The setting is a small town in the American South, where the peaceful and God-fearing community seems to be living in unadorned humility. But then the Devil's teaching, evolution, sweeps into town, stirring the hearts of the young. The teacher guilty of this heresy is arrested and the citizenry is roused into a witch-hunting mob. When the renowned prosecutor Matthew Brady (played by Fredric March) is invited to try the case, a cynical reporter named Hornbeck (Gene Kelly) calls attorney Henry Drummond (Spencer Tracy) to aid in the defense. The film's title refers to a biblical passage that refers to inheriting the wind, which is quoted by the Christian Brady in his oratory. The town, which has been thrown nearly into mass hysteria by the excitement surrounding the case is guided by its resident preacher, whose daughter is none other than the arrested teacher's fiancée. The preacher insists that he wil reject even his own flesh and blood if they reject God, and begins to accuse his own daughter of blasphemy. Brady sees this and says that if you curse your won family, nothing will remain, and cites the verse from the Bible about those who shall the wind. This is a criticism, in fact, of the entire case, and one that will return to haunt him as well. When he questions the preacher's daughter overzealously, she questions whether this too is not the Devil's work, but Brady's wife defends him, saying that he is after all only human, and can be wrong sometimes just as he can be right - when he is on the side of righteousness, he acts as a servant of God, but there is no cause to demonize him when he errs. It struck me that this is a sentiment that we might keep in mind when examining the mainstream media. In any event, the humanity of Brady's wife pervades the film, right up to its denouement.

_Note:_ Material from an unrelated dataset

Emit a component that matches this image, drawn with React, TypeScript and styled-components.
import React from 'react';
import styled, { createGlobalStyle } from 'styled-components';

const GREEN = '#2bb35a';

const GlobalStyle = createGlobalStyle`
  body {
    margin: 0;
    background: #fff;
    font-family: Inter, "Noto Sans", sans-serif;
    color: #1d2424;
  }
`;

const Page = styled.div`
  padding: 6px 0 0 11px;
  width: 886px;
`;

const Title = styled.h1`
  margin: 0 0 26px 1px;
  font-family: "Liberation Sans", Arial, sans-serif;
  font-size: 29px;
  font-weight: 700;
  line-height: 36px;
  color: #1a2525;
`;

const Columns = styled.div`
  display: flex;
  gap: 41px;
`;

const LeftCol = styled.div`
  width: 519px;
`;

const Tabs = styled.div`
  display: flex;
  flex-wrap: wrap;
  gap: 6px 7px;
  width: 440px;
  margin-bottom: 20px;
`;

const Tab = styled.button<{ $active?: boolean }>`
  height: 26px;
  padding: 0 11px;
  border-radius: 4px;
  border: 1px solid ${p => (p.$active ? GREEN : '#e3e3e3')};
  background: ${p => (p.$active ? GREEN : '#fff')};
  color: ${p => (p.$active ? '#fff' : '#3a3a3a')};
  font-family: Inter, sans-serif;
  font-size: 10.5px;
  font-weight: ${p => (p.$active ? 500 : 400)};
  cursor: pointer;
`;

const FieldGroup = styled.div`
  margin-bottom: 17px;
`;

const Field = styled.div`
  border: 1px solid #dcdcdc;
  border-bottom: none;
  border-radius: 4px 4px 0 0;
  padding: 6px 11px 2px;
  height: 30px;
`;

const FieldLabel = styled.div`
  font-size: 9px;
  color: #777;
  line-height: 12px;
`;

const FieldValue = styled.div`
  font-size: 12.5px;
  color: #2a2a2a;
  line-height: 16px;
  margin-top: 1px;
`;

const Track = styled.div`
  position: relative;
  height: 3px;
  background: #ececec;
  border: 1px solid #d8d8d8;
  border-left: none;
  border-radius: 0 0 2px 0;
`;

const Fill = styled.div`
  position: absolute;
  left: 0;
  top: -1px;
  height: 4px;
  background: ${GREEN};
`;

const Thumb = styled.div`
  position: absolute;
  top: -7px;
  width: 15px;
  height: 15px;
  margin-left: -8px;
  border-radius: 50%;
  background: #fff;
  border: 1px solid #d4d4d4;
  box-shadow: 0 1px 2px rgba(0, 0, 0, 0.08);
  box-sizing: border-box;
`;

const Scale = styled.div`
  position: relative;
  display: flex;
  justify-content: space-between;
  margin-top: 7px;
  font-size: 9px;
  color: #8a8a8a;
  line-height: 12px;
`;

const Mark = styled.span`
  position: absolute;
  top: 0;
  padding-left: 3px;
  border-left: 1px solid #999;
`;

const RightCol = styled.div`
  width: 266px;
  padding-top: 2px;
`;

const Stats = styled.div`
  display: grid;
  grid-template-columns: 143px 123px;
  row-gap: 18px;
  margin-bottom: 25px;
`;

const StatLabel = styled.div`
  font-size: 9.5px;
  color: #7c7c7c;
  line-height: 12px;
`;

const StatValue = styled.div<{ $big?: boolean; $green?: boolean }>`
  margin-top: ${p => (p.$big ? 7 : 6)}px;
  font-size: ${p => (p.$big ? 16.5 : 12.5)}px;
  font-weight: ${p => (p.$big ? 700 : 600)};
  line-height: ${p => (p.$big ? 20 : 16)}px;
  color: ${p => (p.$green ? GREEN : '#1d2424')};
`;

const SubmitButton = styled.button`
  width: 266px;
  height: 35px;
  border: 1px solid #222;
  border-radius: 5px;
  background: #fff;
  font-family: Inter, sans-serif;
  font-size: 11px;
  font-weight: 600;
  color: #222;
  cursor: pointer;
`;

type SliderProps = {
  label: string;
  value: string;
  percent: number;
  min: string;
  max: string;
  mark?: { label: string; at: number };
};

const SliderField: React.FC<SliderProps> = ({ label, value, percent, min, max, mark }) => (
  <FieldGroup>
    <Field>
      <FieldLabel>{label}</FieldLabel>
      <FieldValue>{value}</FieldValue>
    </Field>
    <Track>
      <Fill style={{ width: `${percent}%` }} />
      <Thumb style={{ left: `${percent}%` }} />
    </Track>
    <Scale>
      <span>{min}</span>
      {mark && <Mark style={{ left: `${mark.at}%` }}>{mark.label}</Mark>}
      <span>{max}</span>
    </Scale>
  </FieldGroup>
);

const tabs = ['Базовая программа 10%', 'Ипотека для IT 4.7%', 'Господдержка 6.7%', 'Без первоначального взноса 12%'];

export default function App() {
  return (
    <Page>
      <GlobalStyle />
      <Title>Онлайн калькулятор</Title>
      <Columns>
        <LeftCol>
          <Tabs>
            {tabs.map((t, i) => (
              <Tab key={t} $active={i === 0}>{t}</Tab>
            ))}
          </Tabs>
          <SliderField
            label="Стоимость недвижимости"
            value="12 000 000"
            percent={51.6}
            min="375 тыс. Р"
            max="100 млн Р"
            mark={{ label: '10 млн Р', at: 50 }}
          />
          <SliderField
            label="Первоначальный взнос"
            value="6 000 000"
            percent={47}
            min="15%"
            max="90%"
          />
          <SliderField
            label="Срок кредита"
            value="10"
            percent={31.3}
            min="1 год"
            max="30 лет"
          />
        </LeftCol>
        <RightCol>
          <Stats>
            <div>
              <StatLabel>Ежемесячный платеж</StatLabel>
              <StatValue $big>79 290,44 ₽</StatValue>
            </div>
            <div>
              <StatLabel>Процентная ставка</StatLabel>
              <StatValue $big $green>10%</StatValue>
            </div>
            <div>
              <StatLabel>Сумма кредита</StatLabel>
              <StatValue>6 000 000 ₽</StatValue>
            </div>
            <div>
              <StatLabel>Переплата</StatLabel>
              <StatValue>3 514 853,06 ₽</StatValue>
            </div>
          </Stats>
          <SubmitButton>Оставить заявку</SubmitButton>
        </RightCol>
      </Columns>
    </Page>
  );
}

The trial concludes with a somewhat anticlimactic compromise by the judge, at the prompting of the controversy-shy mayor of the town, and the teacher is found guilty but fined only $100. The whole grand debate over the truth or falsehood of evolution, and the legality of teaching it in schools, is summarily dismissed through the strict application of the state's laws. Brady refuses to accept this laodicean decision and begins to read loudly from a speech he has prepared, which triggers a fatal stroke. His now-widow is the sole character with insight into the human conflict that has surrounded the trial, and having loved her husband truly, for better or worse, is left as the only one to truly grieve his passing as well.

For me, the social context is one of religion becoming aware of the obsolescence of roles it once played, its bonds weakened by the advance of science. And I remain optimistic in believing that human thought has moved increasingly toward a scientific foundation since the revolution that took place in the 19th century, and will continued to do so although it is not clear how long this will take. I attended the Darwin Festival in Cambridge this year, marking the 200th anniversary of Darwin's birth, and 150 years since the publication of "The Origin of Species." As Richard Dawkins explained there, the true greatness of Darwin was his ability to build on the work in evolution and natural selection of those who went before him in such a way as to effect a change in the popular consciousness, elevating evolution to a globally shared concept. Scott Gilbert remarked to me that it is too bad that Darwin did not join the fight himself; it was instead the scientists who understood Darwin's work, led by Thomas Huxley, who rallied to the flag of evolution. This was around the same time that scientist was being recognized as a distinct profession. And the relationship between science and society has continued on the same path ever since.

There is no humanistic problem in teaching that evolution is a scientific fact - how could there be? As I wrote before, even Darwin struggled with the implications of his theory for religious beliefs, and Haeckel in his monism tread up to a line that even the scientists of today would find difficult to accept. Even we Japanese admit that there are no atheists in foxholes. It is difficult to resist this most powerful of memes. But the sociological phenomenon of religion itself is an evolutionary one. In the film, there is a scene outside the courtroom where Brady tells Drummond that many people are living in peace through their belief in God, which evolution is set to kill, and asks why those who believe in the new science can't just leave well enough alone. This is Brady's true belief, and Hornbeck has seen through his façade. This fight, born from beliefs in people's correctness against the background of a majority-rule sentiment that empowers the religion meme, seems destined never to end and the conflict only acts as more oil poured into an already smoldering fire. That appears to be Hornbeck's true hope.

What Drummond seeks to protect is the freedom of individual thought and the right to pursue the truth; if there is a villain to the story, it is Hornbeck, sitting on the sidelines of the debate and reveling in the spectacle. Everyone else - the townsfolk, the preacher, the engaged couple - are all no more than lambs lost in a tempest. Drummond and Brady are the figures locked in a life or death struggle to shepherd this lost flock. And how do they view the struggle? The suggestion is that most of the people in this world are simply buffeted by the winds of history, with no true peace of mind, beliefs, or sense of right and wrong... By the end of the story, it is clear that Brady is the martyr. Depicting an embattled area of science education struggling within a foolishly dogmatic system, the film seems almost as if it was written with the problems of today in mind. The teacher is played by Dick York, familiar in Japan in the 1960's as the husband in the sitcom "Bewitched", and he is portrayed sympathetically in his pure love of science. But it is hard to deny that he is the sacrificial Christ figure in this allegory. Perhaps that is the real religious value... This film uses little trickery, its worth is in its multi-layered composition and in the sadness of Brady's widow, and for me addresses a problem we that still face today, for both science and religion, of what to do to elevate the ordinary. It is not just a question of right and wrong. One can never ignore the human value of ideas. This is the message of the film that resonates just as clearly for us today.